Aboriginal leader Michael Mansell described Mundine's apology in Sydney on Friday as shallow and said his original comments directed at Tasmanian-born Aboriginal boxer Daniel Geale on Thursday were racist.
But it is Australia that Mundine says is racist, starting with the flag and national anthem - which he believes represent the White Australia policy that was abolished in 1973.
"Everyone that comes here, and a lot of my close friends and family members, feel that Australia is one of the most racist countries in the world," Mundine said.
"I want to unite the people. I want to move forward as one, as all Australians.
"We've never had any representation on the flag, yet I see representation of the Union Jack.
"Something that symbolises the invasion, the murder, the pillaging.
"I think we need to address that. It's dividing Australia rather than uniting Australia.
"... With the flag now, I can't fly it. And I want to fly it for the Australian people."
During his apology, Mundine stopped short of saying he was sorry for causing offence to Geale, something the dual-world champion says was not unexpected.
"When I heard there was an apology coming I was probably more surprised at that," said Geale, adding his wife was insulted by Mundine's comments,
"When he didn't come through with the apology, I wasn't surprised at all. It just goes to show what sort of bloke the guy is," he told Fox Sports News.
"He made some statements today which I believe didn't really help. He just changed the topic."
The pair, who will fight in January for Geale's IBF middleweight title, were promoting the bout on Thursday when Mundine questioned the Tasmanian-born Geale's Aboriginal heritage in comments that drew widespread condemnation.
"I thought they wiped all the Aborigines from Tasmania out, that's all I know," Mundine said.
"I don't see (Geale) representing us black people or coloured people. I don't see him out in the community doing what I do with people.
"He's got a white woman, white kids."
Mundine also said on Friday he wanted a government-enforced cut-off point for Aboriginality, arguing for a scaling system where first-generation Aborigines receive more assistance than those with distant Aboriginal heritage.
Mansell believes that sort of attitude is archaic and says the apology wasn't sincere.

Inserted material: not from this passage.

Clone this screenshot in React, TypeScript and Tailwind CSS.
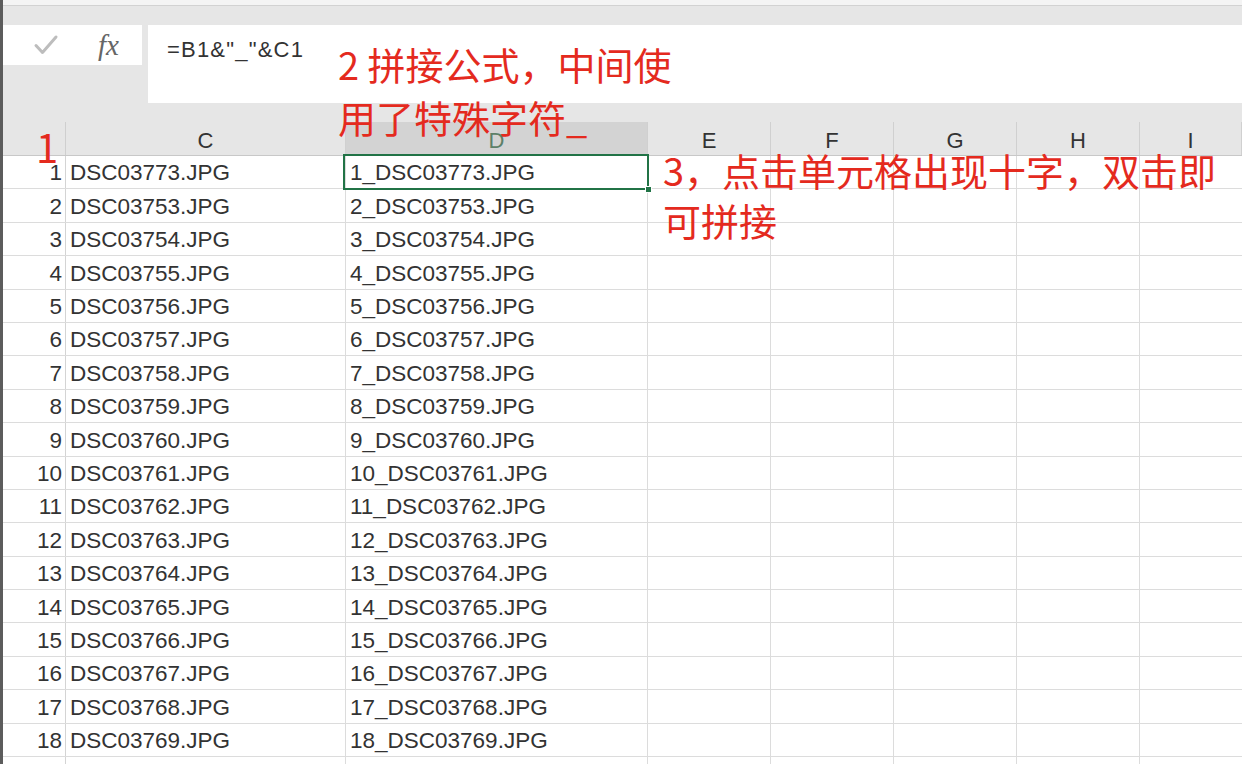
import React from 'react';

const rows: string[] = [
  'DSC03773', 'DSC03753', 'DSC03754', 'DSC03755', 'DSC03756', 'DSC03757', 'DSC03758',
  'DSC03759', 'DSC03760', 'DSC03761', 'DSC03762', 'DSC03763', 'DSC03764', 'DSC03765',
  'DSC03766', 'DSC03767', 'DSC03768', 'DSC03769', 'DSC03770',
];

const cols = [
  { name: 'C', w: 'w-[280px]' },
  { name: 'D', w: 'w-[302px]' },
  { name: 'E', w: 'w-[123px]' },
  { name: 'F', w: 'w-[123px]' },
  { name: 'G', w: 'w-[123px]' },
  { name: 'H', w: 'w-[123px]' },
  { name: 'I', w: 'flex-1' },
];

const FormulaBar: React.FC = () => (
  <div className="bg-[#e6e6e6] shrink-0">
    <div className="h-[6px] bg-[#f4f4f4] border-b border-[#d2d2d2]" />
    <div className="flex items-start gap-[6px] pt-[19px] pb-[19px]">
      <div className="w-[139px] h-[40px] bg-white flex items-center">
        <svg className="ml-[30px]" width="26" height="22" viewBox="0 0 26 22" fill="none">
          <path d="M3 11.5l6.5 7L23 3" stroke="#bdbdbd" strokeWidth="3" strokeLinecap="round" strokeLinejoin="round" />
        </svg>
        <span className="ml-[39px] text-[29px] italic text-[#666] leading-none" style={{ fontFamily: '"Liberation Serif", serif' }}>
          fx
        </span>
      </div>
      <div className="flex-1 h-[78px] bg-white pl-[19px] pt-[8px]">
        <span className="text-[22px] text-[#333] tracking-[1.2px]" style={{ fontFamily: '"Liberation Sans", sans-serif' }}>
          =B1&amp;"_"&amp;C1
        </span>
      </div>
    </div>
  </div>
);

const HeaderRow: React.FC = () => (
  <div className="flex shrink-0 h-[34px] bg-[#e6e6e6] border-b border-[#c8c8c8]">
    <div className="w-[63px] border-r border-[#cfcfcf]" />
    {cols.map(c => (
      <div
        key={c.name}
        className={`${c.w} flex items-center justify-center pt-[3px] text-[22px] border-r border-[#d0d0d0] ${
          c.name === 'D' ? 'bg-[#d3d3d3] text-[#5d8068]' : 'text-[#333]'
        }`}
      >
        {c.name}
      </div>
    ))}
  </div>
);

const Row: React.FC<{ n: number; file: string }> = ({ n, file }) => (
  <div className="flex shrink-0 h-[33.4px] border-b border-[#dcdcdc] text-[22.5px] text-[#333] leading-none">
    <div className="w-[63px] flex items-center justify-end pr-[3px] pt-[3px] border-r border-[#d4d4d4]">{n}</div>
    <div className="w-[280px] flex items-center pl-[4px] pt-[3px] border-r border-[#dcdcdc]">{file}.JPG</div>
    <div className="w-[302px] flex items-center pl-[4px] pt-[3px] border-r border-[#dcdcdc]">{n}_{file}.JPG</div>
    <div className="w-[123px] border-r border-[#dcdcdc]" />
    <div className="w-[123px] border-r border-[#dcdcdc]" />
    <div className="w-[123px] border-r border-[#dcdcdc]" />
    <div className="w-[123px] border-r border-[#dcdcdc]" />
    <div className="flex-1" />
  </div>
);

export default function App() {
  const cjk = { fontFamily: '"Noto Sans CJK SC", "Noto Sans", sans-serif' };
  return (
    <div
      className="relative w-[1242px] h-[764px] overflow-hidden bg-white flex"
      style={{ fontFamily: '"Liberation Sans", Arial, sans-serif' }}
    >
      <div className="w-[3px] bg-[#5c5c5c] shrink-0" />
      <div className="flex-1 flex flex-col">
        <FormulaBar />
        <HeaderRow />
        {rows.map((f, i) => (
          <Row key={f} n={i + 1} file={f} />
        ))}
      </div>

      {/* selected cell D1 */}
      <div className="absolute left-[343px] top-[154px] w-[306px] h-[36px] border-2 border-[#217346]">
        <div className="absolute -right-[5px] -bottom-[5px] w-[7px] h-[7px] bg-[#217346] border border-white" />
      </div>

      {/* red annotations */}
      <div className="absolute left-[36px] top-[126px] text-[40px] leading-[40px] text-[#e42a1e]" style={cjk}>
        1
      </div>
      <div className="absolute left-[338px] top-[37px] text-[38px] leading-[53px] text-[#e42a1e] whitespace-nowrap" style={cjk}>
        <div>2 拼接公式，中间使</div>
        <div>用了特殊字符_</div>
      </div>
      <div className="absolute left-[663px] top-[145px] text-[38px] leading-[50px] text-[#e42a1e] whitespace-nowrap" style={cjk}>
        <div>3，点击单元格出现十字，双击即</div>
        <div>可拼接</div>
      </div>
    </div>
  );
}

"His comments (on Thursday) promoted the myth of the extinction of Aboriginal people and in doing so they promoted the idea that if there's intermarriage between Aborigines and white people the offspring are not really Aboriginal and so therefore genocide is complete," Mansell told ABC TV.
"In this day and age, that sort of notion is just rejected across the board in white Australia and in black Australia.
"His comments were hurtful to Aboriginal people, they were racist and they were grubby, and his comments about the colour of the skin of his opponent's wife and the child of his opponent were just unforgivable.
"When you listen to the words of his apology, it's a pretty shallow apology. I just don't think he's quite got it yet."